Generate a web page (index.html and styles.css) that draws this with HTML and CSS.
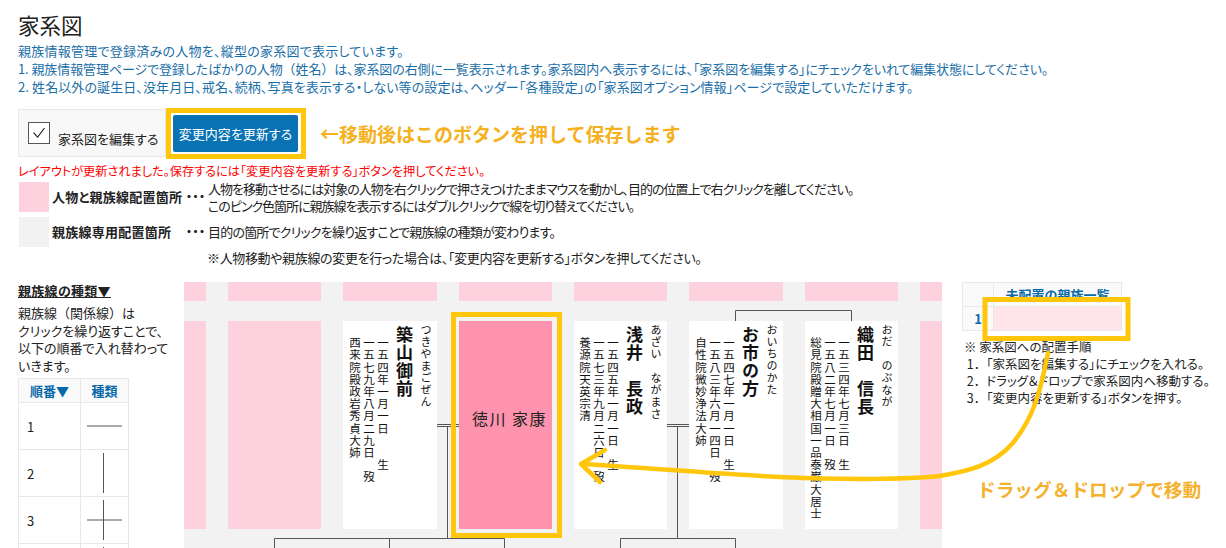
FILE: index.html
```html
<!DOCTYPE html>
<html lang="ja">
<head>
<meta charset="utf-8">
<title>家系図</title>
<link rel="stylesheet" href="styles.css">
</head>
<body>
<main class="page">
  <h1 class="title">家系図</h1>
  <div class="intro">
    <p class="loose">親族情報管理で登録済みの人物を、縦型の家系図で表示しています。</p>
    <p class="tight">1. 親族情報管理ページで登録したばかりの人物<span class="wide">（姓名）</span>は、家系図の右側に一覧表示されます。家系図内へ表示するには、「家系図を編集する」にチェックをいれて編集状態にしてください。</p>
    <p class="airy">2. 姓名以外の誕生日、没年月日、戒名、続柄、写真を表示する・しない等の設定は、ヘッダー「各種設定」の「家系図オプション情報」ページで設定していただけます。</p>
  </div>
  <div class="toolbar">
    <label class="edit-box">
      <span class="checkbox"><svg viewBox="0 0 22 22" width="20" height="20"><path d="M5 10.5 L9.5 15.5 L17 5.5" fill="none" stroke="#222" stroke-width="1.3"/></svg></span>
      <span class="edit-label">家系図を編集する</span>
    </label>
    <button class="save" type="button">変更内容を更新する</button>
    <span class="hint">←移動後はこのボタンを押して保存します</span>
  </div>
  <p class="notice">レイアウトが更新されました。保存するには「変更内容を更新する」ボタンを押してください。</p>
  <div class="legend">
    <div class="legend-row">
      <span class="swatch swatch-pink"></span>
      <b class="legend-name">人物と親族線配置箇所</b>
      <span class="dots">・・・</span>
      <div class="legend-text"><p class="narrow">人物を移動させるには対象の人物を右クリックで押さえつけたままマウスを動かし、目的の位置上で右クリックを離してください。</p><p class="narrow">このピンク色箇所に親族線を表示するにはダブルクリックで線を切り替えてください。</p></div>
    </div>
    <div class="legend-row">
      <span class="swatch swatch-gray"></span>
      <b class="legend-name">親族線専用配置箇所</b>
      <span class="dots">・・・</span>
      <div class="legend-text"><p class="narrower">目的の箇所でクリックを繰り返すことで親族線の種類が変わります。</p></div>
    </div>
    <p class="legend-note">※人物移動や親族線の変更を行った場合は、「変更内容を更新する」ボタンを押してください。</p>
  </div>
  <div class="workspace">
    <aside class="side">
      <h2 class="side-title">親族線の種類▼</h2>
      <p class="side-text">親族線<span class="wide">（関係線）</span>は<br>クリックを繰り返すことで、<br>以下の順番で入れ替わって<br>いきます。</p>
      <table class="types">
        <thead><tr><th>順番▼</th><th>種類</th></tr></thead>
        <tbody>
          <tr><td>1</td><td><svg class="line-icon" viewBox="0 0 35 40"><path d="M0 20H35"/></svg></td></tr>
          <tr><td>2</td><td><svg class="line-icon" viewBox="0 0 35 40"><path d="M16.5 0V40"/></svg></td></tr>
          <tr><td>3</td><td><svg class="line-icon" viewBox="0 0 35 40"><path d="M0 20H35M16.5 0V40"/></svg></td></tr>
          <tr><td></td><td><svg class="line-icon" viewBox="0 0 35 40"><path d="M16.5 0V20H35"/></svg></td></tr>
        </tbody>
      </table>
    </aside>
    <section class="chart">
      <i class="pink"></i><i></i><i class="pink"></i><i></i><i class="pink"></i><i></i><i class="pink"></i><i></i><i class="pink"></i><i></i><i class="pink"></i><i></i><i class="pink"></i><i></i><i class="pink"></i>
      <i class="spacer"></i>
      <i class="pink"></i><i></i><i class="pink"></i><i></i>
      <article class="card">
        <div class="kana">つきやまごぜん</div>
        <div class="name">築山御前</div>
        <div class="line">一五四年一月一日　　生</div>
        <div class="line">一五七九年八月二九日　歿</div>
        <div class="line">西来院殿政岩秀貞大姉</div>
      </article>
      <i></i>
      <div class="moving">徳川 家康</div>
      <i></i>
      <article class="card">
        <div class="kana">あざい　ながまさ</div>
        <div class="name">浅井　長政</div>
        <div class="line">一五四五年一月一日　生</div>
        <div class="line">一五七三年九月二六日　歿</div>
        <div class="line">養源院天英宗清</div>
      </article>
      <i></i>
      <article class="card">
        <div class="kana">おいちのかた</div>
        <div class="name">お市の方</div>
        <div class="line">一五四七年一月一日　生</div>
        <div class="line">一五八三年六月一四日　歿</div>
        <div class="line">自性院微妙浄法大姉</div>
      </article>
      <i></i>
      <article class="card">
        <div class="kana">おだ　のぶなが</div>
        <div class="name">織田　信長</div>
        <div class="line">一五三四年七月三日　生</div>
        <div class="line">一五八二年七月一日　歿</div>
        <div class="line">総見院殿贈大相国一品泰巌大居士</div>
      </article>
      <i></i>
      <i class="pink"></i>
      <i class="spacer"></i>
      <svg class="chart-lines" viewBox="184 282 758 266" width="758" height="266">
        <path d="M735.5 321V310.5H851.5V321"/>
        <path d="M437 424.5H459M437 426.5H459M447.5 426.5V538.5"/>
        <path d="M667 424.5H689M667 426.5H689M677.5 426.5V538.5"/>
        <path d="M274.5 548V538.5H504.5V548M389.5 538.5V548"/>
        <path d="M620.5 548V538.5H735.5V548"/>
      </svg>
    </section>
    <aside class="unplaced">
      <table class="unplaced-table">
        <thead><tr><th></th><th>未配置の親族一覧</th></tr></thead>
        <tbody><tr><th>1</th><td class="unplaced-cell"></td></tr></tbody>
      </table>
      <div class="steps">
        <p>※ 家系図への配置手順</p>
        <p><span class="wide">&nbsp;1．</span>「家系図を編集する」にチェックを入れる。</p>
        <p><span class="wide">&nbsp;2．</span>ドラッグ＆ドロップで家系図内へ移動する。</p>
        <p><span class="wide">&nbsp;3．</span>「変更内容を更新する」ボタンを押す。</p>
      </div>
    </aside>
  </div>
</main>
<div class="drag-label">ドラッグ＆ドロップで移動</div>
<svg class="annotations" viewBox="0 0 1226 548" width="1226" height="548">
  <rect x="168.5" y="110.5" width="135" height="46"/>
  <rect x="453.5" y="314.5" width="106" height="221"/>
  <rect x="985" y="299.5" width="143" height="39"/>
  <path d="M1048 353C1040 395 1032 420 1012 444C992 466 968 471 940 476C900 480 850 479 803 478C740 476 680 470 582 464"/>
  <path d="M605 450L581 464L600 482"/>
</svg>
</body>
</html>
```
FILE: styles.css
```css
* { box-sizing: border-box; }
html, body { margin: 0; padding: 0; height: 548px; overflow: hidden; background: #fff; }
body { position: relative; font-family: "Noto Sans CJK JP", "Noto Sans", sans-serif; font-size: 13px; color: #222; font-feature-settings: "palt"; }
p { margin: 0; }
.wide { font-feature-settings: normal; }
.tight { letter-spacing: -0.1px; }
.loose { letter-spacing: 0.25px; }
.airy { letter-spacing: 0.1px; }
.narrow { letter-spacing: -1px; }
.narrower { letter-spacing: -0.8px; }
.page { padding: 12px 0 0 18px; width: 1226px; }
.title { margin: 0; font-size: 21.5px; font-weight: 400; line-height: 26px; color: #222; }
.intro { margin-top: 4px; color: #1a6fa8; line-height: 18px; }
.toolbar { display: flex; align-items: stretch; margin-top: 13px; height: 48px; }
.edit-box { display: flex; width: 148px; background: #f8f8f8; border: 1px solid #e8e8e8; padding: 12px 0 0 9px; }
.checkbox { display: flex; align-items: center; justify-content: center; width: 22px; height: 22px; border: 1px solid #555; background: #fff; }
.edit-label { margin: 8px 0 0 8px; line-height: 18px; }
.save { align-self: center; margin: 0 0 0 7px; width: 125px; height: 37px; background: #0872b4; color: #fff; border: 0; border-radius: 2px; font: inherit; padding: 0; }
.hint { align-self: center; margin-left: 22px; font-size: 19px; font-weight: 700; color: #f5b120; font-feature-settings: normal; }
.notice { margin-top: 5px; color: #f00; line-height: 18px; font-size: 12.2px; }
.legend { margin-top: -1px; }
.legend-row { display: flex; align-items: center; height: 35px; }
.swatch { flex: none; width: 30px; height: 30px; margin-left: 1px; }
.swatch-pink { background: #fdd2de; }
.swatch-gray { background: #f2f2f2; }
.legend-name { width: 134px; margin-left: 3px; white-space: nowrap; letter-spacing: 0.25px; }
.dots { width: 21px; font-weight: 700; font-size: 12px; letter-spacing: -5.5px; margin-left: -3px; margin-right: 3px; font-feature-settings: normal; }
.legend-text { line-height: 17px; margin-left: 1px; }
.legend-note { margin: 0 0 0 189px; line-height: 18px; letter-spacing: -0.35px; }
.workspace { display: flex; margin-top: 15px; }
.side { width: 166px; flex: none; }
.side-title { margin: 0; font-size: 13px; font-weight: 700; text-decoration: underline; line-height: 18px; letter-spacing: 0.3px; }
.side-text { margin-top: 4px; line-height: 17.5px; }
.types { margin-top: 4px; border-collapse: collapse; width: 111px; table-layout: fixed; }
.types th, .types td { border: 1px solid #e8e8e8; padding: 0; }
.types th { height: 24px; color: #0868a8; background: #fafafa; font-weight: 700; }
.types th:first-child, .types td:first-child { width: 62px; }
.types td { height: 47px; }
.types td:first-child { padding-left: 8px; }
.types td svg { display: block; margin: 0 auto; }
.line-icon { width: 35px; height: 40px; }
.line-icon path { fill: none; stroke: #555; stroke-width: 1; }
.chart { position: relative; flex: none; width: 758px; height: 290px; background: #f2f2f2; display: grid; grid-template-columns: 22px 22px 93px 22px 94px 22px 93px 22px 93px 22px 94px 22px 93px 22px 22px; grid-template-rows: 19px 20px 208px 43px; overflow: hidden; }
.spacer { grid-column: 1 / -1; }
.pink { background: #fdd2de; }
.card { background: #fff; writing-mode: vertical-rl; padding: 3px 3px 0 0; font-family: "Noto Sans CJK JP", serif; color: #111; font-feature-settings: normal; }
.kana { font-size: 11px; line-height: 16px; letter-spacing: 1px; }
.name { font-size: 17px; font-weight: 700; line-height: 28px; padding-top: 2px; letter-spacing: 1px; }
.line { font-size: 11.5px; line-height: 14px; padding-top: 13px; letter-spacing: 0.7px; }
.moving { background: #ff93ae; display: flex; align-items: center; justify-content: center; font-size: 16px; letter-spacing: 1.5px; color: #222; padding: 0 0 14px 8px; }
.chart-lines { position: absolute; left: 0; top: 0; }
.chart-lines path { fill: none; stroke: #555; stroke-width: 1; }
.unplaced { margin-left: 20px; width: 250px; flex: none; }
.unplaced-table { border-collapse: collapse; width: 160px; table-layout: fixed; }
.unplaced-table th, .unplaced-table td { border: 1px solid #e8e8e8; padding: 0; height: 24px; }
.unplaced-table th { color: #0868a8; background: #fafafa; font-weight: 700; }
.unplaced-table th:first-child { width: 31px; }
.unplaced-cell { background: #ffe4ea; }
.steps { margin-top: 7px; margin-left: 2px; line-height: 17px; white-space: nowrap; font-size: 12.5px; }
.drag-label { position: absolute; left: 977px; top: 477px; font-size: 18.7px; font-weight: 700; line-height: 24px; color: #f5b12d; font-feature-settings: normal; }
.annotations { position: absolute; left: 0; top: 0; pointer-events: none; }
.annotations rect { fill: none; stroke: #ffc60b; stroke-width: 5; }
.annotations path { fill: none; stroke: #ffc60b; stroke-width: 4.5; stroke-linecap: round; stroke-linejoin: round; }
```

▶ _Given instruction_
Track down every line with the word "styles" and copy it.

▶ _Task answer_
Generate a web page (index.html and styles.css) that draws this with HTML and CSS.
<link rel="stylesheet" href="styles.css">
FILE: styles.css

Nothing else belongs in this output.